What I Learned from the Provider (CIO) Panel
The CIOs from Mass General Brigham, Mayo, OHSU, and Vanderbilt made one overriding point:
If your app is going to last inside a major health system, it must be safe, secure, reliable, and designed for clinical workflows—not just for demos. —Provider Panel, Open@Epic Conference
For vendors, the message is clear: Innovation is welcome, but trustworthiness is non-negotiable.
AI: Present, but Quietly
AI wasn’t the dominant theme of the conference—surprising, given the industry buzz.

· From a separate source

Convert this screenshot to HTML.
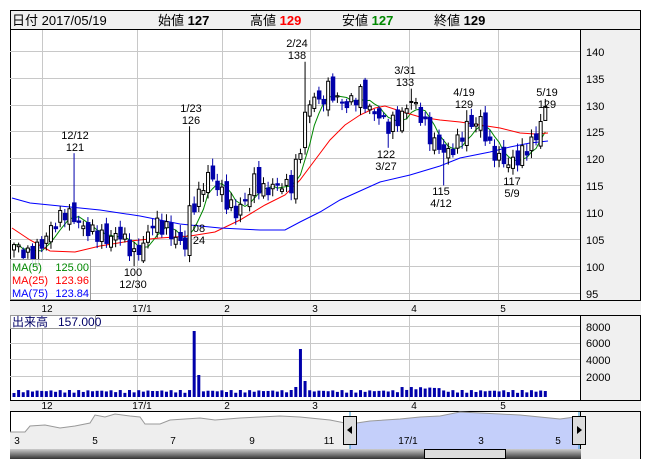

But the signals were there:
Epic openly discussed its challenges deploying AI safely at scale.
They referenced the open-sourced patient summarization model developed with Yale—an important benchmark for vendors.

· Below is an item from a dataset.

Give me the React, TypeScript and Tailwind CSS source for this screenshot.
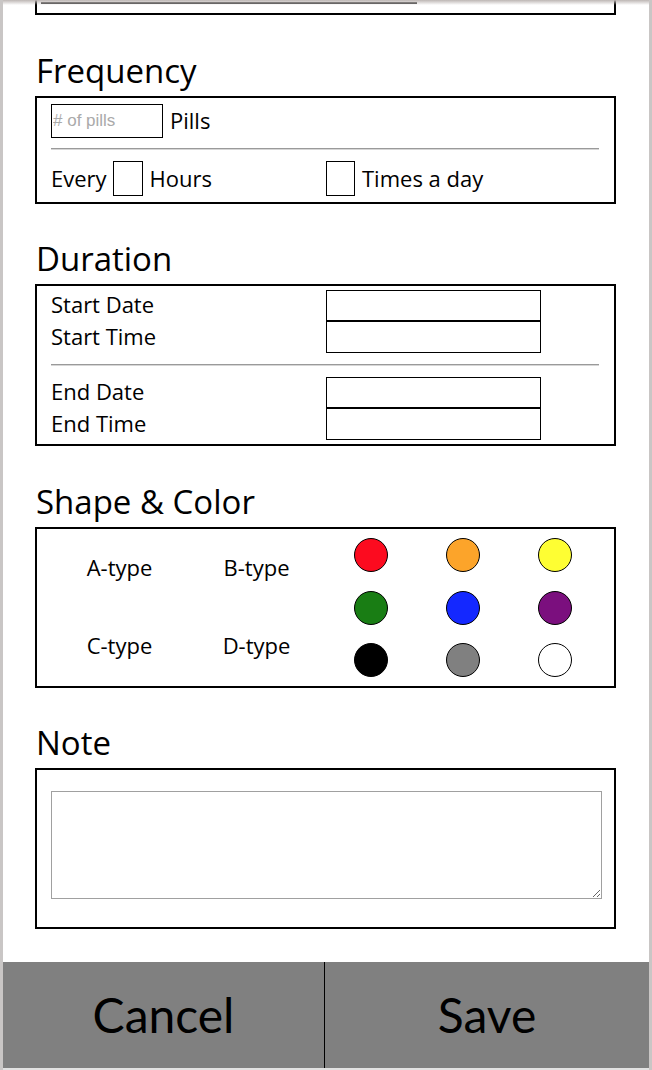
import React from "react";

const colors = [
  "bg-[#fc0b1f]",
  "bg-[#fca42a]",
  "bg-[#fefe33]",
  "bg-[#197d14]",
  "bg-[#1428ff]",
  "bg-[#7b0f7e]",
  "bg-black",
  "bg-[#808080]",
  "bg-white",
];

function Rule({ className = "" }: { className?: string }) {
  return (
    <div
      className={
        "h-[2px] w-[548px] border-t border-b border-t-[#9a9a9a] border-b-[#d6d6d6] " +
        className
      }
    />
  );
}

function Section({
  title,
  head = "h-[81px]",
  children,
}: {
  title: string;
  head?: string;
  children: React.ReactNode;
}) {
  return (
    <div>
      <div className={"flex items-end pb-[9px] pl-[1px] text-[33px] leading-[32px] " + head}>
        {title}
      </div>
      <div className="w-[581px] border-2 border-black">{children}</div>
    </div>
  );
}

function TimeInputs() {
  return (
    <div>
      <div className="h-[31px] border border-black" />
      <div className="h-[32px] border border-black" />
    </div>
  );
}

export default function App() {
  return (
    <div className="relative min-h-[1070px] w-[652px] overflow-hidden border-r-[3px] border-l-[3px] border-[#c9c6c5] bg-white font-['Open_Sans',_sans-serif] text-black">
      <div className="absolute inset-x-0 top-0 h-[5px] bg-gradient-to-b from-[#bdb6b4] to-transparent" />

      <div className="pl-[32px]">
        {/* cut-off box from the previous section */}
        <div className="-mt-[45px] h-[60px] w-[581px] border-2 border-black">
          <div className="ml-[4px] mt-[45px] w-[376px] border-b-2 border-[#444]" />
        </div>

        <Section title="Frequency">
          <div className="px-[14px] pt-[6px] pb-[6px]">
            <div className="flex h-[33px] items-center">
              <input
                placeholder="# of pills"
                className="h-[34px] w-[112px] border border-black px-[1px] font-['Liberation_Sans',_sans-serif] text-[17px] outline-none placeholder:text-[#aaaaaa]"
              />
              <span className="ml-[7px] text-[22px]">Pills</span>
            </div>
            <Rule className="my-[11px]" />
            <div className="grid h-[35px] grid-cols-[275px_1fr] text-[22px]">
              <div className="flex items-center">
                <span>Every</span>
                <div className="ml-[6px] h-[35px] w-[30px] border border-black" />
                <span className="ml-[7px]">Hours</span>
              </div>
              <div className="flex items-center">
                <div className="h-[35px] w-[29px] border border-black" />
                <span className="ml-[7px]">Times a day</span>
              </div>
            </div>
          </div>
        </Section>

        <Section title="Duration" head="h-[80px]">
          <div className="px-[14px] pt-[4px] pb-[4px] text-[22px]">
            <div className="grid grid-cols-[275px_215px]">
              <div>
                <div className="flex h-[31px] items-center pb-[2px]">Start Date</div>
                <div className="flex h-[32px] items-center pb-[2px]">Start Time</div>
              </div>
              <TimeInputs />
            </div>
            <Rule className="my-[11px]" />
            <div className="grid grid-cols-[275px_215px]">
              <div>
                <div className="flex h-[31px] items-center pb-[2px]">End Date</div>
                <div className="flex h-[32px] items-center pb-[2px]">End Time</div>
              </div>
              <TimeInputs />
            </div>
          </div>
        </Section>

        <Section title="Shape & Color">
          <div className="flex pl-[14px] text-[22px]">
            <div className="grid grid-cols-[137px_137px] grid-rows-[76px_81px]">
              <div className="flex items-center justify-center">A-type</div>
              <div className="flex items-center justify-center">B-type</div>
              <div className="flex items-center justify-center">C-type</div>
              <div className="flex items-center justify-center">D-type</div>
            </div>
            <div className="grid grid-cols-[92px_92px_92px] grid-rows-[52px_53px_52px]">
              {colors.map((c) => (
                <div key={c} className="flex items-center justify-center">
                  <div
                    className={"h-[34px] w-[34px] rounded-full border-[1.5px] border-black " + c}
                  />
                </div>
              ))}
            </div>
          </div>
        </Section>

        <Section title="Note" head="h-[80px]">
          <div className="pt-[21px] pb-[28px] pl-[14px]">
            <textarea className="block h-[108px] w-[551px] border border-[#a0a0a0] outline-none" />
          </div>
        </Section>
      </div>

      <div className="mt-[33px] flex h-[106px] bg-[#808080] font-['Lato',_sans-serif] text-[48px]">
        <div className="flex w-[322px] items-center justify-center border-r border-black">
          Cancel
        </div>
        <div className="flex flex-1 items-center justify-center">Save</div>
      </div>
      <div className="h-[2px] bg-[#e2e2e2]" />
    </div>
  );
}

For AI-centric startups, this means two things:
Epic intends to build some foundational models themselves.
That doesn’t eliminate opportunities—but the bar for safety and accuracy will keep rising.
Why This Matters for Startups
Startups often struggle with three Epic-related hurdles:
Getting access to the right API
Understanding the approval/onboarding process
Needing a customer sponsor to fully activate integration
Open.epic.com doesn’t magically remove these hurdles, but it reduces uncertainty—and uncertainty is the enemy of innovation.

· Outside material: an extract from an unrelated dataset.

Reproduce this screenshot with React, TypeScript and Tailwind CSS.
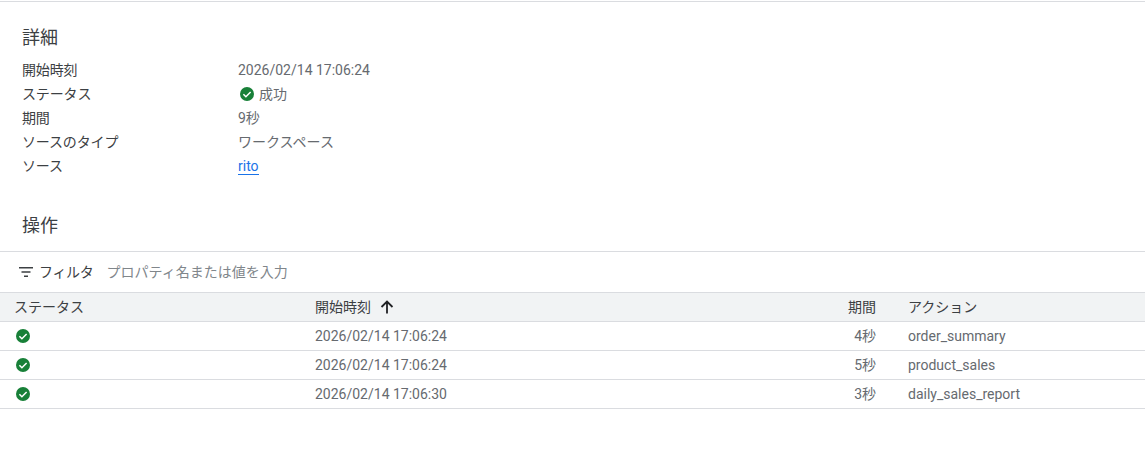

With clearer pathways, documentation, and examples, a startup can now:
Build a prototype faster
Validate value propositions early
Approach Epic customers with more confidence
Know exactly what is and isn’t technically feasible
In fact, you can list your app in Epic Showroom even without a mutual customer using Epic. In short, the ecosystem is becoming healthier.
Why This Matters for Established Vendors
Established vendors—RCM companies, analytics platforms, AI tools, archival systems, medical device manufacturers—all shared the same pain point when I spoke with them:
“Everything depends on getting the right Epic data.”
Epic’s latest moves help by:
Making API capabilities more transparent
Clarifying security and compliance needs
Providing sandboxes to accelerate proof-of-concept
Aligning with TEFCA and FHIR (reducing future rework)
Predictability lowers cost, reduces risk, and accelerates product strategy.
My Overall Takeaway
Epic hasn’t magically become open overnight. But compared to prior years, the level of structure, communication, documentation, and willingness to engage is materially better.
This is a win for:
Developers
Innovators
Health systems
And ultimately, patients
Healthcare desperately needs interoperable, connected ecosystems. Epic’s steps—imperfect but meaningful—deserve recognition.
And if this trajectory continues, the industry will benefit from a richer, more vibrant innovation landscape.